5

On my Ubuntu 20.04LTS system, whenever I run locale:

$ locale
...
LC_MESSAGES=C
...

In spite of my /etc/default/locale/:

$ cat /etc/default/locale
#  File generated by update-locale
LANG="en_US.UTF-8"
...
LC_MESSAGES=en_US.UTF-8

Why is LC_MESSAGES "C" when I'm checking it via locale?

2
  • Not sure. Working here on 20.04 and 22.04 both. Have you fully updated your system? Is your clock correctly set? Is the Date correct?
    – anon
    Commented Sep 22, 2022 at 14:01
  • It's still on 20.04 as stated. But I think it's related to something else, so upgrade won't solve this. Yes, clock, date are both correct (synced via NTP).
    – Daniel
    Commented Sep 22, 2022 at 14:02

1 Answer 1

1

"Default" implies that there are other, higher-priority settings which locale respects first.
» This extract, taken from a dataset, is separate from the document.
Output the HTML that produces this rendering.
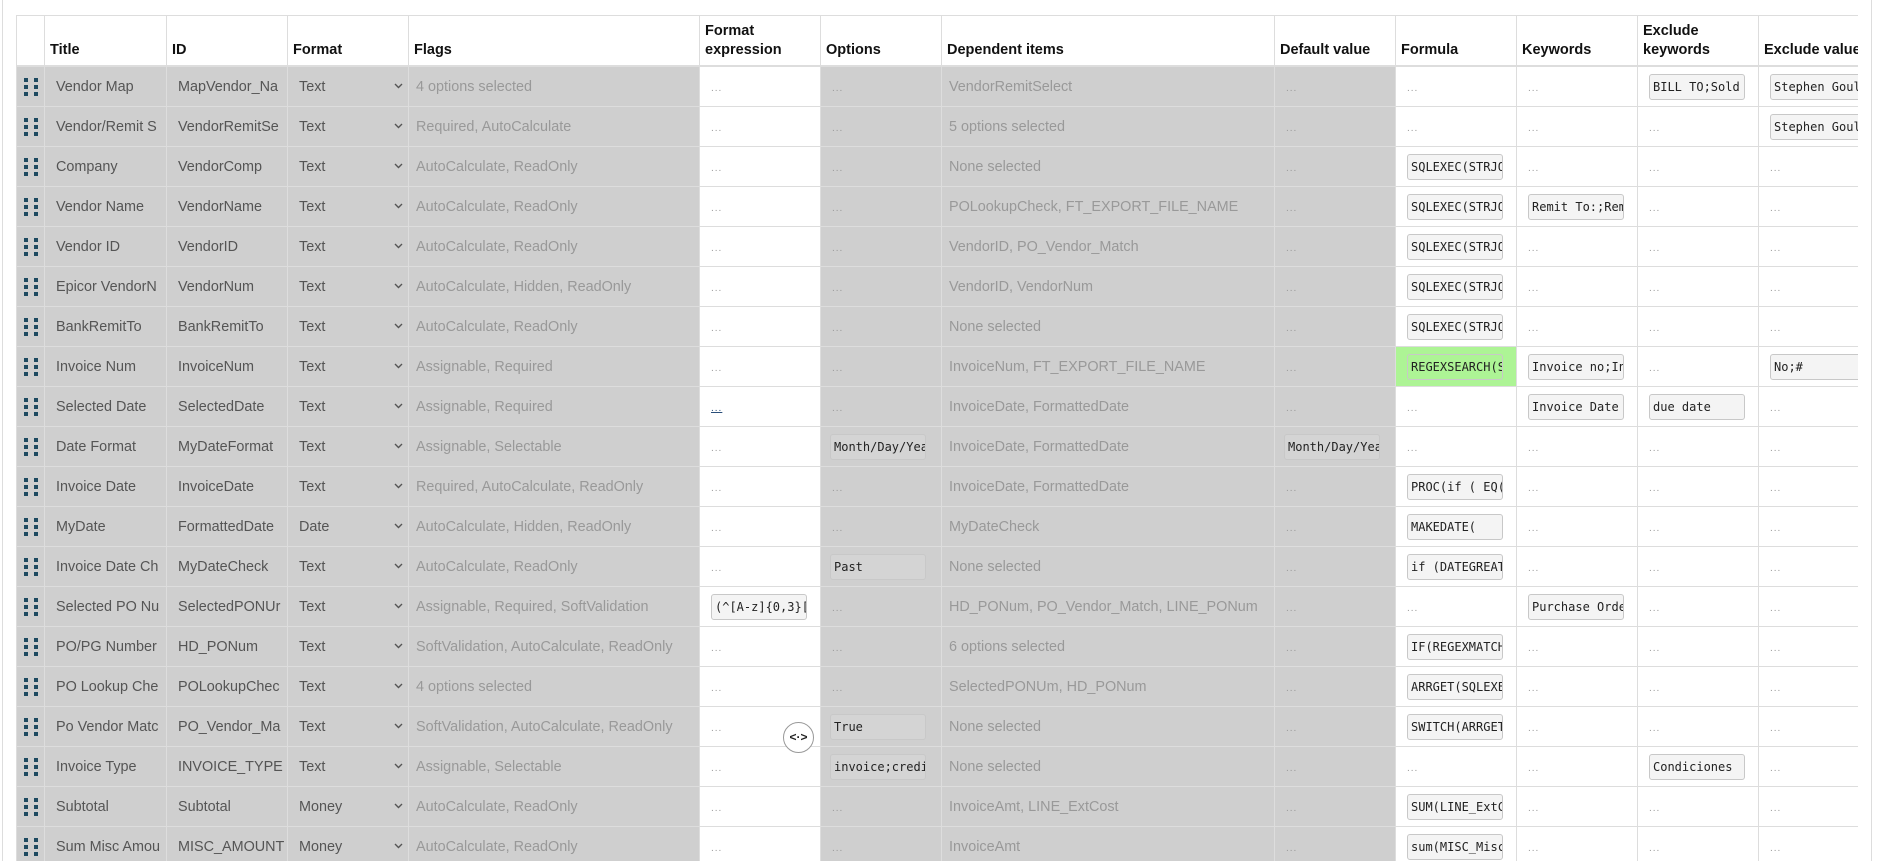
<!DOCTYPE html>
<html><head><meta charset="utf-8"><style>
body{margin:0;width:1879px;height:861px;overflow:hidden;background:#fff;font-family:"Liberation Sans",Arial,sans-serif;position:relative}
.lline{position:absolute;left:2px;top:0;width:1px;height:861px;background:#ddd}
.rline{position:absolute;left:1871px;top:0;width:1px;height:861px;background:#ddd}
.wrap{position:absolute;left:16px;top:15px;width:1842px;height:846px;overflow:hidden}
table{border-collapse:collapse;table-layout:fixed;width:1863px}
th{height:44px;border:1px solid #ddd;border-bottom:2px solid #ddd;text-align:left;vertical-align:bottom;font-size:14.5px;font-weight:bold;color:#111;padding:0 5px 5px 5px;line-height:19px;white-space:nowrap;overflow:hidden}
td{height:39px;border:1px solid #ddd;padding:0 0 0 11px;font-size:14.4px;white-space:nowrap;overflow:hidden;color:#555;position:relative}
td.g{background:#cfcfcf}
td.f{color:#999;padding-left:7px}
td.dr{padding:0}
.dots{display:grid;grid-template-columns:4px 4px;column-gap:6px;row-gap:3px;width:14px;margin-left:7px}
.dots i{display:block;width:4px;height:4px;background:#1e4a60}
.d{color:#999;font-size:10px;letter-spacing:1px}
.b{display:inline-block;box-sizing:border-box;width:96px;height:26px;border:1px solid #c8c8c8;border-radius:3px;background:#f4f4f4;font-family:"DejaVu Sans Mono","Liberation Mono",monospace;font-size:12px;color:#222;line-height:24px;padding-left:3px;overflow:hidden;white-space:nowrap;vertical-align:middle}
td.g .b{background:#d4d4d4}
.ch{position:absolute;right:5px;top:16px;width:9px;height:6px}
.grn{background:#adf495 !important}
.lk{color:#2a4f7a;text-decoration:underline}
.btn{position:absolute;left:783px;top:722px;width:31px;height:31px;border-radius:50%;border:1px solid #999;background:#fff;box-sizing:border-box;font-size:12px;font-weight:bold;text-align:center;line-height:29px;color:#222}
</style></head><body>
<svg width="0" height="0" style="position:absolute"><defs><symbol id="cv" viewBox="0 0 9 6"><path d="M1 1L4.5 4.5L8 1" fill="none" stroke="#555" stroke-width="1.4"/></symbol></defs></svg>
<div class="lline"></div><div class="rline"></div>
<div class="wrap"><table>
<colgroup><col style="width:28px"><col style="width:122px"><col style="width:121px"><col style="width:121px"><col style="width:291px"><col style="width:121px"><col style="width:121px"><col style="width:333px"><col style="width:121px"><col style="width:121px"><col style="width:121px"><col style="width:121px"><col style="width:121px"></colgroup>
<tr><th></th><th>Title</th><th>ID</th><th>Format</th><th>Flags</th><th>Format<br>expression</th><th>Options</th><th>Dependent items</th><th>Default value</th><th>Formula</th><th>Keywords</th><th>Exclude<br>keywords</th><th>Exclude value</th></tr>

<tr><td class="g dr"><div class="dots"><i></i><i></i><i></i><i></i><i></i><i></i></div></td><td class="g">Vendor Map</td><td class="g">MapVendor_Na</td><td class="g">Text<svg class="ch"><use href="#cv"/></svg></td><td class="g f">4 options selected</td><td><span class="d">...</span></td><td class="g"><span class="d">...</span></td><td class="g f">VendorRemitSelect</td><td class="g"><span class="d">...</span></td><td><span class="d">...</span></td><td><span class="d">...</span></td><td><span class="b">BILL TO;Sold T</span></td><td><span class="b">Stephen Gould</span></td></tr>

<tr><td class="g dr"><div class="dots"><i></i><i></i><i></i><i></i><i></i><i></i></div></td><td class="g">Vendor/Remit S</td><td class="g">VendorRemitSe</td><td class="g">Text<svg class="ch"><use href="#cv"/></svg></td><td class="g f">Required, AutoCalculate</td><td><span class="d">...</span></td><td class="g"><span class="d">...</span></td><td class="g f">5 options selected</td><td class="g"><span class="d">...</span></td><td><span class="d">...</span></td><td><span class="d">...</span></td><td><span class="d">...</span></td><td><span class="b">Stephen Gould</span></td></tr>

<tr><td class="g dr"><div class="dots"><i></i><i></i><i></i><i></i><i></i><i></i></div></td><td class="g">Company</td><td class="g">VendorComp</td><td class="g">Text<svg class="ch"><use href="#cv"/></svg></td><td class="g f">AutoCalculate, ReadOnly</td><td><span class="d">...</span></td><td class="g"><span class="d">...</span></td><td class="g f">None selected</td><td class="g"><span class="d">...</span></td><td><span class="b">SQLEXEC(STRJOIN</span></td><td><span class="d">...</span></td><td><span class="d">...</span></td><td><span class="d">...</span></td></tr>

<tr><td class="g dr"><div class="dots"><i></i><i></i><i></i><i></i><i></i><i></i></div></td><td class="g">Vendor Name</td><td class="g">VendorName</td><td class="g">Text<svg class="ch"><use href="#cv"/></svg></td><td class="g f">AutoCalculate, ReadOnly</td><td><span class="d">...</span></td><td class="g"><span class="d">...</span></td><td class="g f">POLookupCheck, FT_EXPORT_FILE_NAME</td><td class="g"><span class="d">...</span></td><td><span class="b">SQLEXEC(STRJOIN</span></td><td><span class="b">Remit To:;Remit</span></td><td><span class="d">...</span></td><td><span class="d">...</span></td></tr>

<tr><td class="g dr"><div class="dots"><i></i><i></i><i></i><i></i><i></i><i></i></div></td><td class="g">Vendor ID</td><td class="g">VendorID</td><td class="g">Text<svg class="ch"><use href="#cv"/></svg></td><td class="g f">AutoCalculate, ReadOnly</td><td><span class="d">...</span></td><td class="g"><span class="d">...</span></td><td class="g f">VendorID, PO_Vendor_Match</td><td class="g"><span class="d">...</span></td><td><span class="b">SQLEXEC(STRJOIN</span></td><td><span class="d">...</span></td><td><span class="d">...</span></td><td><span class="d">...</span></td></tr>

<tr><td class="g dr"><div class="dots"><i></i><i></i><i></i><i></i><i></i><i></i></div></td><td class="g">Epicor VendorN</td><td class="g">VendorNum</td><td class="g">Text<svg class="ch"><use href="#cv"/></svg></td><td class="g f">AutoCalculate, Hidden, ReadOnly</td><td><span class="d">...</span></td><td class="g"><span class="d">...</span></td><td class="g f">VendorID, VendorNum</td><td class="g"><span class="d">...</span></td><td><span class="b">SQLEXEC(STRJOIN</span></td><td><span class="d">...</span></td><td><span class="d">...</span></td><td><span class="d">...</span></td></tr>

<tr><td class="g dr"><div class="dots"><i></i><i></i><i></i><i></i><i></i><i></i></div></td><td class="g">BankRemitTo</td><td class="g">BankRemitTo</td><td class="g">Text<svg class="ch"><use href="#cv"/></svg></td><td class="g f">AutoCalculate, ReadOnly</td><td><span class="d">...</span></td><td class="g"><span class="d">...</span></td><td class="g f">None selected</td><td class="g"><span class="d">...</span></td><td><span class="b">SQLEXEC(STRJOIN</span></td><td><span class="d">...</span></td><td><span class="d">...</span></td><td><span class="d">...</span></td></tr>

<tr><td class="g dr"><div class="dots"><i></i><i></i><i></i><i></i><i></i><i></i></div></td><td class="g">Invoice Num</td><td class="g">InvoiceNum</td><td class="g">Text<svg class="ch"><use href="#cv"/></svg></td><td class="g f">Assignable, Required</td><td><span class="d">...</span></td><td class="g"><span class="d">...</span></td><td class="g f">InvoiceNum, FT_EXPORT_FILE_NAME</td><td class="g"><span class="d">...</span></td><td class="grn"><span class="b" style="background:#adf495">REGEXSEARCH(STR</span></td><td><span class="b">Invoice no;Inv</span></td><td><span class="d">...</span></td><td><span class="b">No;#</span></td></tr>

<tr><td class="g dr"><div class="dots"><i></i><i></i><i></i><i></i><i></i><i></i></div></td><td class="g">Selected Date</td><td class="g">SelectedDate</td><td class="g">Text<svg class="ch"><use href="#cv"/></svg></td><td class="g f">Assignable, Required</td><td><span class="d lk">...</span></td><td class="g"><span class="d">...</span></td><td class="g f">InvoiceDate, FormattedDate</td><td class="g"><span class="d">...</span></td><td><span class="d">...</span></td><td><span class="b">Invoice Date</span></td><td><span class="b">due date</span></td><td><span class="d">...</span></td></tr>

<tr><td class="g dr"><div class="dots"><i></i><i></i><i></i><i></i><i></i><i></i></div></td><td class="g">Date Format</td><td class="g">MyDateFormat</td><td class="g">Text<svg class="ch"><use href="#cv"/></svg></td><td class="g f">Assignable, Selectable</td><td><span class="d">...</span></td><td class="g" style="padding-left:9px"><span class="b">Month/Day/Year</span></td><td class="g f">InvoiceDate, FormattedDate</td><td class="g" style="padding-left:9px"><span class="b">Month/Day/Year</span></td><td><span class="d">...</span></td><td><span class="d">...</span></td><td><span class="d">...</span></td><td><span class="d">...</span></td></tr>

<tr><td class="g dr"><div class="dots"><i></i><i></i><i></i><i></i><i></i><i></i></div></td><td class="g">Invoice Date</td><td class="g">InvoiceDate</td><td class="g">Text<svg class="ch"><use href="#cv"/></svg></td><td class="g f">Required, AutoCalculate, ReadOnly</td><td><span class="d">...</span></td><td class="g"><span class="d">...</span></td><td class="g f">InvoiceDate, FormattedDate</td><td class="g"><span class="d">...</span></td><td><span class="b">PROC(if ( EQ(</span></td><td><span class="d">...</span></td><td><span class="d">...</span></td><td><span class="d">...</span></td></tr>

<tr><td class="g dr"><div class="dots"><i></i><i></i><i></i><i></i><i></i><i></i></div></td><td class="g">MyDate</td><td class="g">FormattedDate</td><td class="g">Date<svg class="ch"><use href="#cv"/></svg></td><td class="g f">AutoCalculate, Hidden, ReadOnly</td><td><span class="d">...</span></td><td class="g"><span class="d">...</span></td><td class="g f">MyDateCheck</td><td class="g"><span class="d">...</span></td><td><span class="b">MAKEDATE(</span></td><td><span class="d">...</span></td><td><span class="d">...</span></td><td><span class="d">...</span></td></tr>

<tr><td class="g dr"><div class="dots"><i></i><i></i><i></i><i></i><i></i><i></i></div></td><td class="g">Invoice Date Ch</td><td class="g">MyDateCheck</td><td class="g">Text<svg class="ch"><use href="#cv"/></svg></td><td class="g f">AutoCalculate, ReadOnly</td><td><span class="d">...</span></td><td class="g" style="padding-left:9px"><span class="b">Past</span></td><td class="g f">None selected</td><td class="g"><span class="d">...</span></td><td><span class="b">if (DATEGREATER</span></td><td><span class="d">...</span></td><td><span class="d">...</span></td><td><span class="d">...</span></td></tr>

<tr><td class="g dr"><div class="dots"><i></i><i></i><i></i><i></i><i></i><i></i></div></td><td class="g">Selected PO Nu</td><td class="g">SelectedPONUr</td><td class="g">Text<svg class="ch"><use href="#cv"/></svg></td><td class="g f">Assignable, Required, SoftValidation</td><td><span class="b">(^[A-z]{0,3}[</span></td><td class="g"><span class="d">...</span></td><td class="g f">HD_PONum, PO_Vendor_Match, LINE_PONum</td><td class="g"><span class="d">...</span></td><td><span class="d">...</span></td><td><span class="b">Purchase Order</span></td><td><span class="d">...</span></td><td><span class="d">...</span></td></tr>

<tr><td class="g dr"><div class="dots"><i></i><i></i><i></i><i></i><i></i><i></i></div></td><td class="g">PO/PG Number</td><td class="g">HD_PONum</td><td class="g">Text<svg class="ch"><use href="#cv"/></svg></td><td class="g f">SoftValidation, AutoCalculate, ReadOnly</td><td><span class="d">...</span></td><td class="g"><span class="d">...</span></td><td class="g f">6 options selected</td><td class="g"><span class="d">...</span></td><td><span class="b">IF(REGEXMATCH(</span></td><td><span class="d">...</span></td><td><span class="d">...</span></td><td><span class="d">...</span></td></tr>

<tr><td class="g dr"><div class="dots"><i></i><i></i><i></i><i></i><i></i><i></i></div></td><td class="g">PO Lookup Che</td><td class="g">POLookupChec</td><td class="g">Text<svg class="ch"><use href="#cv"/></svg></td><td class="g f">4 options selected</td><td><span class="d">...</span></td><td class="g"><span class="d">...</span></td><td class="g f">SelectedPONUm, HD_PONum</td><td class="g"><span class="d">...</span></td><td><span class="b">ARRGET(SQLEXEC</span></td><td><span class="d">...</span></td><td><span class="d">...</span></td><td><span class="d">...</span></td></tr>

<tr><td class="g dr"><div class="dots"><i></i><i></i><i></i><i></i><i></i><i></i></div></td><td class="g">Po Vendor Matc</td><td class="g">PO_Vendor_Ma</td><td class="g">Text<svg class="ch"><use href="#cv"/></svg></td><td class="g f">SoftValidation, AutoCalculate, ReadOnly</td><td><span class="d">...</span></td><td class="g" style="padding-left:9px"><span class="b">True</span></td><td class="g f">None selected</td><td class="g"><span class="d">...</span></td><td><span class="b">SWITCH(ARRGET(</span></td><td><span class="d">...</span></td><td><span class="d">...</span></td><td><span class="d">...</span></td></tr>

<tr><td class="g dr"><div class="dots"><i></i><i></i><i></i><i></i><i></i><i></i></div></td><td class="g">Invoice Type</td><td class="g">INVOICE_TYPE</td><td class="g">Text<svg class="ch"><use href="#cv"/></svg></td><td class="g f">Assignable, Selectable</td><td><span class="d">...</span></td><td class="g" style="padding-left:9px"><span class="b">invoice;credit</span></td><td class="g f">None selected</td><td class="g"><span class="d">...</span></td><td><span class="d">...</span></td><td><span class="d">...</span></td><td><span class="b">Condiciones</span></td><td><span class="d">...</span></td></tr>

<tr><td class="g dr"><div class="dots"><i></i><i></i><i></i><i></i><i></i><i></i></div></td><td class="g">Subtotal</td><td class="g">Subtotal</td><td class="g">Money<svg class="ch"><use href="#cv"/></svg></td><td class="g f">AutoCalculate, ReadOnly</td><td><span class="d">...</span></td><td class="g"><span class="d">...</span></td><td class="g f">InvoiceAmt, LINE_ExtCost</td><td class="g"><span class="d">...</span></td><td><span class="b">SUM(LINE_ExtCo</span></td><td><span class="d">...</span></td><td><span class="d">...</span></td><td><span class="d">...</span></td></tr>

<tr><td class="g dr"><div class="dots"><i></i><i></i><i></i><i></i><i></i><i></i></div></td><td class="g">Sum Misc Amou</td><td class="g">MISC_AMOUNT</td><td class="g">Money<svg class="ch"><use href="#cv"/></svg></td><td class="g f">AutoCalculate, ReadOnly</td><td><span class="d">...</span></td><td class="g"><span class="d">...</span></td><td class="g f">InvoiceAmt</td><td class="g"><span class="d">...</span></td><td><span class="b">sum(MISC_Misc</span></td><td><span class="d">...</span></td><td><span class="d">...</span></td><td><span class="d">...</span></td></tr>
</table></div>
<div class="btn">&lt;&middot;&gt;</div>
</body></html>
The locale is not read directly from /etc/default – it is only read from environment variables $LC_MESSAGES and such, while the file you're editing is only used to set up those environment variables at login time. What you see in env|grep ^LC is more or less what will be printed by locale.

Usually the file is read very early during the login process (via PAM), so the resulting environment variables can be overridden from various other sources. For example, you might've set LC_MESSAGES manually, or your ~/.bashrc or ~/.profile may be exporting different values, or you logged in through GNOME and it retrieved the per-user settings from GSettings1. For SSH connections, if the client has "SendEnv" enabled, it might be sending the client-side $LC_* variables to the server which will override whatever PAM has set up.

Finally, if the $LC_ALL environment variable happens to be set (regardless of where it comes from), it will have priority over all other $LC_* settings.